## start

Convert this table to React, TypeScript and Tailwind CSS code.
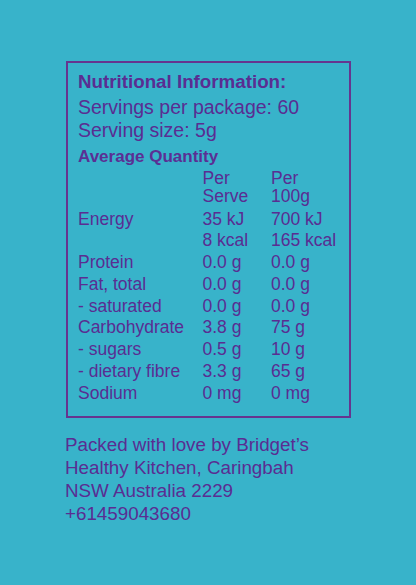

## end
## start

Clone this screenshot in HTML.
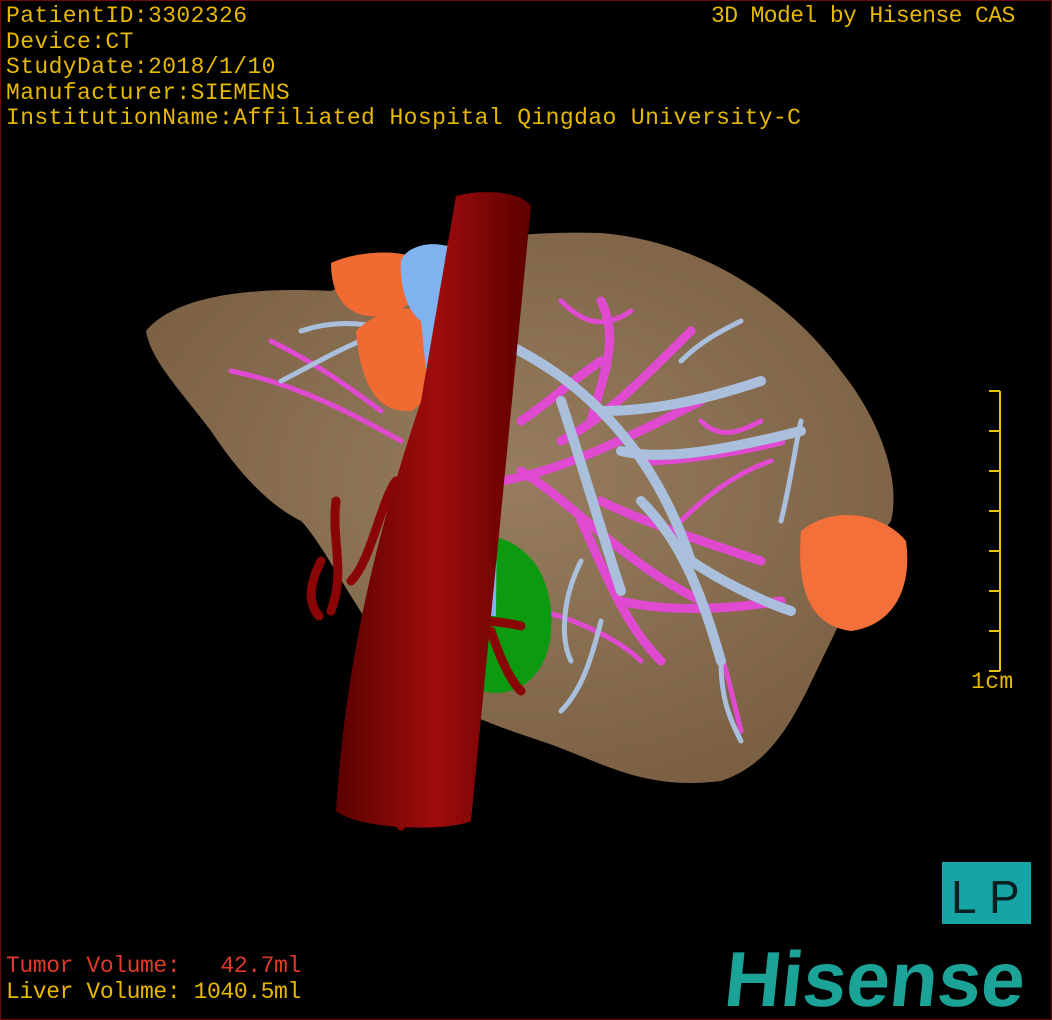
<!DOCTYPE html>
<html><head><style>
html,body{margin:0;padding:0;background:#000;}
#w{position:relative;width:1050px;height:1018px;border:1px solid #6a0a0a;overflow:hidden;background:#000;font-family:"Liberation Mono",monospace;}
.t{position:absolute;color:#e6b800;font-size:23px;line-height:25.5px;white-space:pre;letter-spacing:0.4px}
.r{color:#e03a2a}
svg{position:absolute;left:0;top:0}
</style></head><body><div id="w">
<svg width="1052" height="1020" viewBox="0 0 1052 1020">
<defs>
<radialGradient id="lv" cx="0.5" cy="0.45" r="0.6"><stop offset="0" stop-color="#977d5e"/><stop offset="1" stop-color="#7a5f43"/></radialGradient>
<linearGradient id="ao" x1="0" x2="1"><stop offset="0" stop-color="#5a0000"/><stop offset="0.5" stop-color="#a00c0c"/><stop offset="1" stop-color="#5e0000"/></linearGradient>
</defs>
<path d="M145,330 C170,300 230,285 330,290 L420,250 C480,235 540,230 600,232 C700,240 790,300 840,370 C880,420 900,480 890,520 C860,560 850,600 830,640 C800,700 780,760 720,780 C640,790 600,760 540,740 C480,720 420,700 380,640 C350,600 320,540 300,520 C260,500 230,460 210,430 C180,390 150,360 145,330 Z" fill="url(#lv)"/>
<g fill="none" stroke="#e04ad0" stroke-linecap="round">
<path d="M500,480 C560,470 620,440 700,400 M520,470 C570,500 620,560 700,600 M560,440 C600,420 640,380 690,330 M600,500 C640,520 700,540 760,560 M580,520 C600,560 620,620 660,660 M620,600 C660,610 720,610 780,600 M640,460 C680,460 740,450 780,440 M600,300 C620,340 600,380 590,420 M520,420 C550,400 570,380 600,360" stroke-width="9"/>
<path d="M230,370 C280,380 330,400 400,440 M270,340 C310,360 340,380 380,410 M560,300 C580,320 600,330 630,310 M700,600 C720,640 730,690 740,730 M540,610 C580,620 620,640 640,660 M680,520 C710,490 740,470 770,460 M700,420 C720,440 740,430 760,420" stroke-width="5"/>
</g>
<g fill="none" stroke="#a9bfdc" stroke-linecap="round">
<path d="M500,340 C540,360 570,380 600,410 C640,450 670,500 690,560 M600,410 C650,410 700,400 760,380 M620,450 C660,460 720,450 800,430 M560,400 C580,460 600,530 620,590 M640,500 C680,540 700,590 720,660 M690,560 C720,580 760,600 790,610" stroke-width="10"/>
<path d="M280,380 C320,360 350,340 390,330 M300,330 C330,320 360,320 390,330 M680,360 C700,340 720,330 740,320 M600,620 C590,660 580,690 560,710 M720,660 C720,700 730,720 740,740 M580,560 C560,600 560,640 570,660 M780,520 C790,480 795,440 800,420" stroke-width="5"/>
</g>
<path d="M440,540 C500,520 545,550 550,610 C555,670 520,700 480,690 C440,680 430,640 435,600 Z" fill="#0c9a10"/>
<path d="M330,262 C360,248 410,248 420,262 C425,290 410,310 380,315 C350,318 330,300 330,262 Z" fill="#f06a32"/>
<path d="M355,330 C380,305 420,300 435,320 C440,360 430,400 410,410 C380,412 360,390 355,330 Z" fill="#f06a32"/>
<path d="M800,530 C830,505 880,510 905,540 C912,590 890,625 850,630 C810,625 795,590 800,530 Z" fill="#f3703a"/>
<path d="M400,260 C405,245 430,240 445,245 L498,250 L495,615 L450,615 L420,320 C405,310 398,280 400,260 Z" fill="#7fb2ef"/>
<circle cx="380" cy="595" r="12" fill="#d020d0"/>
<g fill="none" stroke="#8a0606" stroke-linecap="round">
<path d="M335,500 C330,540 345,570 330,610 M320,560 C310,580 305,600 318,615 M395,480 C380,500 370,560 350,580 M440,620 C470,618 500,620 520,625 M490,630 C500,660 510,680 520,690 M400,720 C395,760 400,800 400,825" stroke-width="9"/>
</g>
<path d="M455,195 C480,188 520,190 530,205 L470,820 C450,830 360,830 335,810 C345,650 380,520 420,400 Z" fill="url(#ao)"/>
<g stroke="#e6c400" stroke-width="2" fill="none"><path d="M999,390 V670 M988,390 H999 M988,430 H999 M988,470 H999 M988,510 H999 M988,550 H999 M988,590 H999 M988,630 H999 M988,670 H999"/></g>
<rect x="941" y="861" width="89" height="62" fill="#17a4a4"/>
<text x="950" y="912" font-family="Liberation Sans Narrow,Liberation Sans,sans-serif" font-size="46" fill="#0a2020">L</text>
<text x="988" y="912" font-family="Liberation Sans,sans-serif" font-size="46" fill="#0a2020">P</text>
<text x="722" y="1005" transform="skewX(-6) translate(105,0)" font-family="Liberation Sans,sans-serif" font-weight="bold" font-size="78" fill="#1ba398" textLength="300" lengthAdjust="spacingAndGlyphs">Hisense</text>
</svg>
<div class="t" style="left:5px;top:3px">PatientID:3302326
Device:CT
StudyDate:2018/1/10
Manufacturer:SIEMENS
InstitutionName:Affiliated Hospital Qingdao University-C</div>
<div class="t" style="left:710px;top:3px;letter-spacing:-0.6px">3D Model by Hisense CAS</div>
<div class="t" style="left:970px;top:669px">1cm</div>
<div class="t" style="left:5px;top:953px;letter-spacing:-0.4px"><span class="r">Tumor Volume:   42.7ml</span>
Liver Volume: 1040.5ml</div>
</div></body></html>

## end

— EXERCISE BRIEF —
Copy each line holding the word "this" from the listing above.

— TASK SOLUTION —
Convert this table to React, TypeScript and Tailwind CSS code.
Clone this screenshot in HTML.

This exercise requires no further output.